Tennessee Attorney General Robert E. Cooper Jr. on Monday asked the Tennessee Court of Appeals to hear his arguments against two lower state courts’ decisions allowing Fisk University to sell part ownership in its treasured Stieglitz Collection of art and photographs for $30 million cash.
In this latest move to block the sale of the art work donated to Fisk in 1947 and 1948 by the late Georgia O’Keeffe, Cooper asserted in papers filed with the state’s highest court that approval of the sale would reflect a misinterpretation of existing gift law governing so-called “cy pres” relief from donor restrictions on gifts and would have a “chilling” effect on the public’s desire to make major charitable donations of any kind in the future.
Cy pres is a New York legal standard followed by most courts across the nation that says any relief from a donor’s restrictions must be “as near as possible to the donor’s original intent.”

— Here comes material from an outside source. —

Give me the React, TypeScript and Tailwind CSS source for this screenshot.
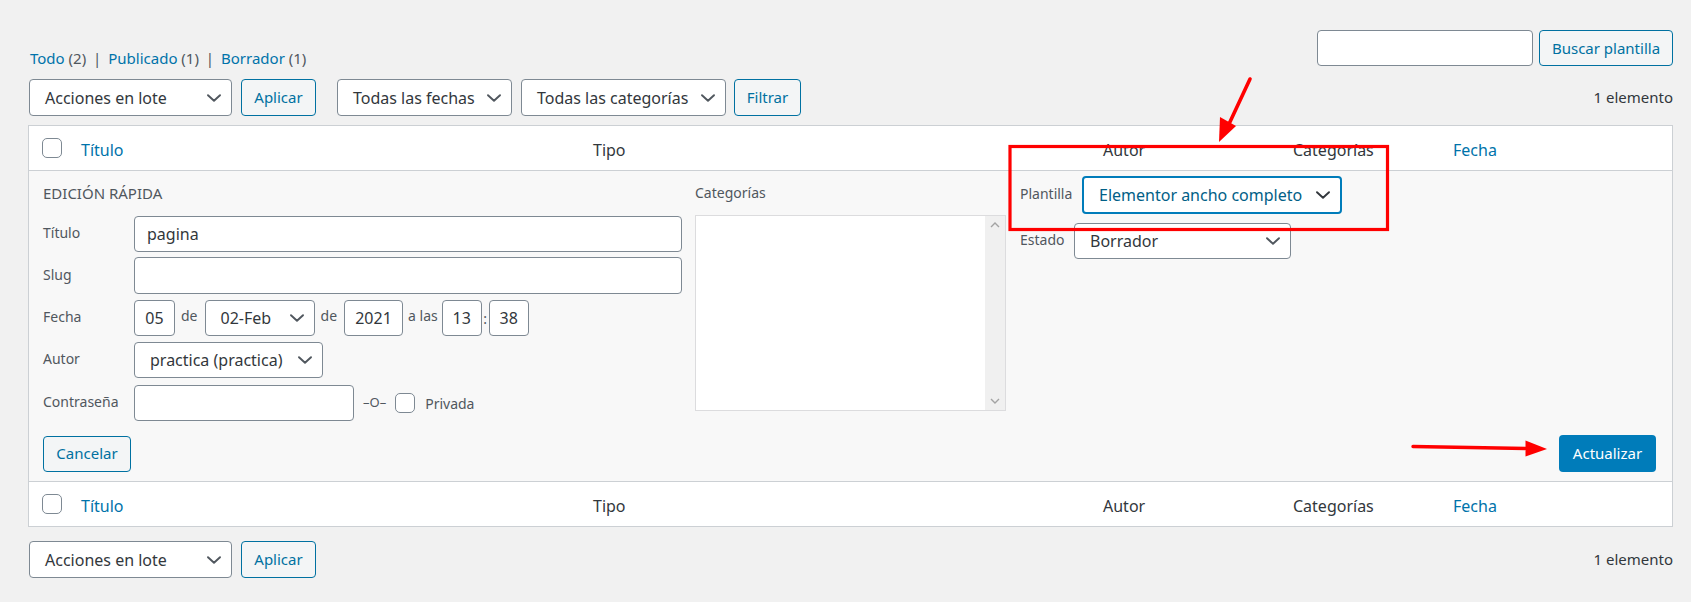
import React from 'react';

const font = "font-['Noto_Sans','Open_Sans',sans-serif]";

function Chevron({ className = '' }: { className?: string }) {
  return (
    <svg width="14" height="8" viewBox="0 0 14 8" className={className} fill="none">
      <path d="M1 1.2 L7 6.8 L13 1.2" stroke="currentColor" strokeWidth="1.9" strokeLinecap="round" strokeLinejoin="round" />
    </svg>
  );
}

function Select({ label, width, className = '', focused = false }: { label: string; width: string; className?: string; focused?: boolean }) {
  return (
    <div
      className={`flex items-center justify-between bg-white rounded-[4px] pl-[15px] pr-[10px] text-[16px] ${width} ${
        focused ? 'border-2 border-[#007cba] text-[#016087]' : 'border border-[#7e8993] text-[#32373c]'
      } ${className}`}
    >
      <span className="whitespace-nowrap">{label}</span>
      <Chevron className={focused ? 'text-[#32373c]' : 'text-[#50575e]'} />
    </div>
  );
}

function SecondaryButton({ label, width, height = 'h-[37px]' }: { label: string; width: string; height?: string }) {
  return (
    <button className={`flex items-center justify-center rounded-[4px] border border-[#0071a1] bg-[#f3f5f6] text-[#0071a1] text-[15px] ${width} ${height}`}>
      {label}
    </button>
  );
}

function Checkbox() {
  return <div className="w-[20px] h-[20px] rounded-[5px] border border-[#7e8993] bg-white" />;
}

function Box({ text, width }: { text?: string; width: string }) {
  return (
    <div className={`h-[36px] flex items-center justify-center bg-white border border-[#7e8993] rounded-[4px] text-[16px] text-[#32373c] ${width}`}>
      {text}
    </div>
  );
}

function ColumnsRow({ border }: { border: string }) {
  return (
    <div className={`flex items-center h-[45px] text-[16px] ${border}`}>
      <div className="w-[52px] pl-[13px]">
        <Checkbox />
      </div>
      <div className="w-[512px] text-[#0073aa] pt-[4px]">Título</div>
      <div className="w-[510px] text-[#32373c] pt-[4px]">Tipo</div>
      <div className="w-[190px] text-[#32373c] pt-[4px]">Autor</div>
      <div className="w-[160px] text-[#32373c] pt-[4px]">Categorías</div>
      <div className="flex-1 text-[#0073aa] pt-[4px]">Fecha</div>
    </div>
  );
}

function FieldRow({ label, children, className = '' }: { label: string; children: React.ReactNode; className?: string }) {
  return (
    <div className={`flex items-center ${className}`}>
      <span className="w-[91px] text-[14px] text-[#50575e] -mt-[3px]">{label}</span>
      {children}
    </div>
  );
}

export default function App() {
  return (
    <div className={`relative min-h-[602px] bg-[#f1f1f1] pl-[28px] pr-[18px] pt-[30px] ${font}`}>
      <div className="flex justify-between items-end">
        <div className="text-[15px] leading-[20px] mb-[-2px] pl-[2px] text-[#50575e]">
          <span className="text-[#0073aa]">Todo</span> (2) <span className="mx-[3px]">|</span>{' '}
          <span className="text-[#0073aa]">Publicado</span> (1) <span className="mx-[3px]">|</span>{' '}
          <span className="text-[#0073aa]">Borrador</span> (1)
        </div>
        <div className="flex gap-[6px]">
          <div className="w-[216px] h-[36px] bg-white border border-[#7e8993] rounded-[4px]" />
          <SecondaryButton label="Buscar plantilla" width="w-[134px]" height="h-[36px]" />
        </div>
      </div>

      <div className="mt-[13px] flex items-center h-[37px] pl-[1px]">
        <Select label="Acciones en lote" width="w-[203px] h-[37px]" />
        <div className="ml-[9px]">
          <SecondaryButton label="Aplicar" width="w-[75px]" />
        </div>
        <Select label="Todas las fechas" width="w-[175px] h-[37px]" className="ml-[21px]" />
        <Select label="Todas las categorías" width="w-[205px] h-[37px]" className="ml-[9px]" />
        <div className="ml-[8px]">
          <SecondaryButton label="Filtrar" width="w-[67px]" />
        </div>
        <span className="ml-auto text-[15px] text-[#32373c]">1 elemento</span>
      </div>

      <div className="mt-[9px] bg-white border border-[#ccd0d4]">
        <ColumnsRow border="border-b border-[#ccd0d4]" />

        <div className="bg-[#f8f8f8] pl-[14px] pr-[16px] pt-[12px] pb-[9px]">
          <div className="flex">
            <div className="w-[639px]">
              <div className="text-[15px] leading-[20px] text-[#50575e] uppercase">Edición rápida</div>
              <FieldRow label="Título" className="mt-[13px]">
                <div className="flex-1 h-[36px] bg-white border border-[#7e8993] rounded-[4px] px-[12px] flex items-center text-[16px] text-[#32373c]">
                  pagina
                </div>
              </FieldRow>
              <FieldRow label="Slug" className="mt-[5px]">
                <div className="flex-1 h-[37px] bg-white border border-[#7e8993] rounded-[4px]" />
              </FieldRow>
              <FieldRow label="Fecha" className="mt-[6px]">
                <Box text="05" width="w-[41px]" />
                <span className="ml-[6px] mr-[7px] text-[14px] text-[#50575e] -mt-[5px]">de</span>
                <Select label="02-Feb" width="w-[110px] h-[36px]" />
                <span className="ml-[6px] mr-[7px] text-[14px] text-[#50575e] -mt-[5px]">de</span>
                <Box text="2021" width="w-[59px]" />
                <span className="ml-[5px] mr-[4px] text-[14px] text-[#50575e] -mt-[5px]">a las</span>
                <Box text="13" width="w-[40px]" />
                <span className="w-[7px] text-center text-[14px] text-[#50575e]">:</span>
                <Box text="38" width="w-[40px]" />
              </FieldRow>
              <FieldRow label="Autor" className="mt-[6px]">
                <Select label="practica (practica)" width="w-[189px] h-[36px]" />
              </FieldRow>
              <FieldRow label="Contraseña" className="mt-[7px]">
                <div className="w-[220px] h-[36px] bg-white border border-[#7e8993] rounded-[4px]" />
                <span className="ml-[9px] text-[13px] text-[#50575e]">–O–</span>
                <div className="ml-[9px]">
                  <Checkbox />
                </div>
                <span className="ml-[10px] text-[14px] text-[#50575e]">Privada</span>
              </FieldRow>
            </div>

            <div className="ml-[13px] w-[311px]">
              <div className="text-[14px] leading-[20px] text-[#50575e]">Categorías</div>
              <div className="mt-[12px] h-[196px] flex bg-white border border-[#dcdcde]">
                <div className="flex-1" />
                <div className="w-[20px] bg-[#f0f0f0] flex flex-col justify-between items-center py-[6px] text-[#a3a3a3]">
                  <svg width="10" height="6" viewBox="0 0 10 6" fill="none">
                    <path d="M1 5 L5 1 L9 5" stroke="currentColor" strokeWidth="1.4" />
                  </svg>
                  <svg width="10" height="6" viewBox="0 0 10 6" fill="none">
                    <path d="M1 1 L5 5 L9 1" stroke="currentColor" strokeWidth="1.4" />
                  </svg>
                </div>
              </div>
            </div>

            <div className="ml-[14px] -mt-[7px]">
              <div className="flex items-center">
                <span className="w-[62px] text-[14px] text-[#50575e] -mt-[4px]">Plantilla</span>
                <Select label="Elementor ancho completo" width="w-[260px] h-[38px]" focused />
              </div>
              <div className="flex items-center mt-[9px]">
                <span className="w-[54px] text-[14px] text-[#50575e] -mt-[3px]">Estado</span>
                <Select label="Borrador" width="w-[217px] h-[36px]" />
              </div>
            </div>
          </div>

          <div className="mt-[14px] flex justify-between items-center">
            <SecondaryButton label="Cancelar" width="w-[88px]" height="h-[36px]" />
            <button className="w-[97px] h-[37px] rounded-[4px] bg-[#007cba] text-white text-[15px]">Actualizar</button>
          </div>
        </div>

        <ColumnsRow border="border-t border-[#ccd0d4]" />
      </div>

      <div className="mt-[14px] flex items-center h-[37px] pl-[1px]">
        <Select label="Acciones en lote" width="w-[203px] h-[37px]" />
        <div className="ml-[9px]">
          <SecondaryButton label="Aplicar" width="w-[75px]" />
        </div>
        <span className="ml-auto text-[15px] text-[#32373c]">1 elemento</span>
      </div>

      <svg className="absolute inset-0 pointer-events-none" width="1691" height="602" viewBox="0 0 1691 602">
        <rect x="1010" y="146.5" width="377.5" height="83" fill="none" stroke="#ff0000" strokeWidth="3.2" />
        <line x1="1250" y1="79" x2="1229" y2="124" stroke="#ff0000" strokeWidth="3.6" strokeLinecap="round" />
        <polygon points="1219,142 1220,117 1236,126" fill="#ff0000" />
        <line x1="1413" y1="446.5" x2="1530" y2="448.5" stroke="#ff0000" strokeWidth="3.4" strokeLinecap="round" />
        <polygon points="1547,449 1525.5,440.5 1525.5,456.5" fill="#ff0000" />
      </svg>
    </div>
  );
}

“By granting cy pres relief that removes Ms. O’Keeffe’s no-sale restrictions on the Collection and allows the sale to the Crystal Bridges (a new Arkansas museum that has offered $30 million cash to Fisk for half ownership in the collection and exhibition rights) to proceed, the Court of Appeals has changed the fundamental nature of the Stieglitz Collection, converting it from a restricted charitable gift into an unrestricted asset for the benefit of Fisk University,” Cooper says in his court papers. In doing so, he says, the court also creates the very distinct and real likelihood that the entire collection will leave Nashville and Tennessee entirely.
Cooper’s legal appeal comes two months after the Tennessee Court of Appeals decided in a 2-1 decision to clear nearly all the legal hurdles Fisk has faced in its five-year effort to monetize the 101-piece collection in order to raise badly needed funds it says would be used to pay off outstanding debts, restore funds borrowed from its endowment and seed a major capital campaign.
The November appeals court decision approved a trial court’s ruling that the collection could be sold to the Alice Walton-backed Crystal Bridges and without a key covenant imposed by the trial judge. That covenant would have placed two-thirds—$20 million—of the sale proceeds into a trust fund whose earnings could only be used by the school to support care and promotion of the art collection in Nashville. Fisk protested the covenant and won on appeal in the November decision.
Cooper, who has opposed the sale for several years on various legal grounds, had been expected to oppose the appeals court decision and went to great lengths in his petition Monday to state why he felt the appeals and trial courts have erred along the way in trying to assist Fisk in its efforts.
“There can be no question that the Court of Appeal’s ruling will undermine the status of restricted charitable gifts made not just to colleges and universities but to all charitable tax-exempt organizations in Tennessee,” Cooper says, echoing arguments made by the larger museum community across the nation. “Avoidance of this chilling effect alone, with its resultant negative consequences to the public interest, merits … review by this court,” Cooper says.
Under the Fisk plan approved by the appeals court, the art collection would be housed and exhibited on a rotating basis: two years in Nashville, where it has been since the early 1950s, and two years in Arkansas at the Crystal Bridges Museum.
The museum would also have first rights to purchase the other 50-percent interest in the art collection in the event Fisk was unable for any reason to honor its part of the ownership agreement. Cooper and others who are opposed to the sale say that co-ownership provision alone sets the stage for the school to eventually lose the entire collection since Fisk has declared publicly it can no longer afford to pay for the care, upkeep and promotion of the collection and risks insolvency absent a major infusion of cash.
In court arguments in 2010, Fisk told trial court Judge Ellen Hobbs Lyle that the school was essentially broke. It said it had mortgaged all its buildings, cut salaries, and deferred maintenance and capital improvements. The school told the trial court it had zero dollars in unrestricted endowment funds, its endowment had shrank to $3.7 million, and the school was running an annual deficit of $2 million. The school’s financial situation has changed little since, as no major funders have since stepped forward, absent the Crystal Bridges Museum.
As this latest chapter in the courtroom battle over the art sale commenced, Fisk was in the throes of trying to raise some $8 million by the end of June, according to recent correspondence to Fisk alumni from university president Hazel E. O’Leary and development officials. The goal is part of a larger plan Fisk says it is pursuing as part of an effort to satisfy the Southern Association of Colleges and Schools (SACS), its accrediting body. No plan for raising the funds has been discussed publicly.
In a December letter to Fisk supporters, O’Leary did issue an urgent appeal to alumni and friends to help raise $835,500 immediately to ensure that 230 students “in good academic standing” could afford to return to the school for the spring semester. In the letter, O’Leary says the students “are in jeopardy of not returning … because of unpaid balances.” The school has pledged SACS that it will maintain and boost its enrollment as part of its demonstration of the school’s long-term viability.
When Fisk opened its doors last fall for the 2011-2012 school year, its enrollment was just over 500 from a high of more than 1,000.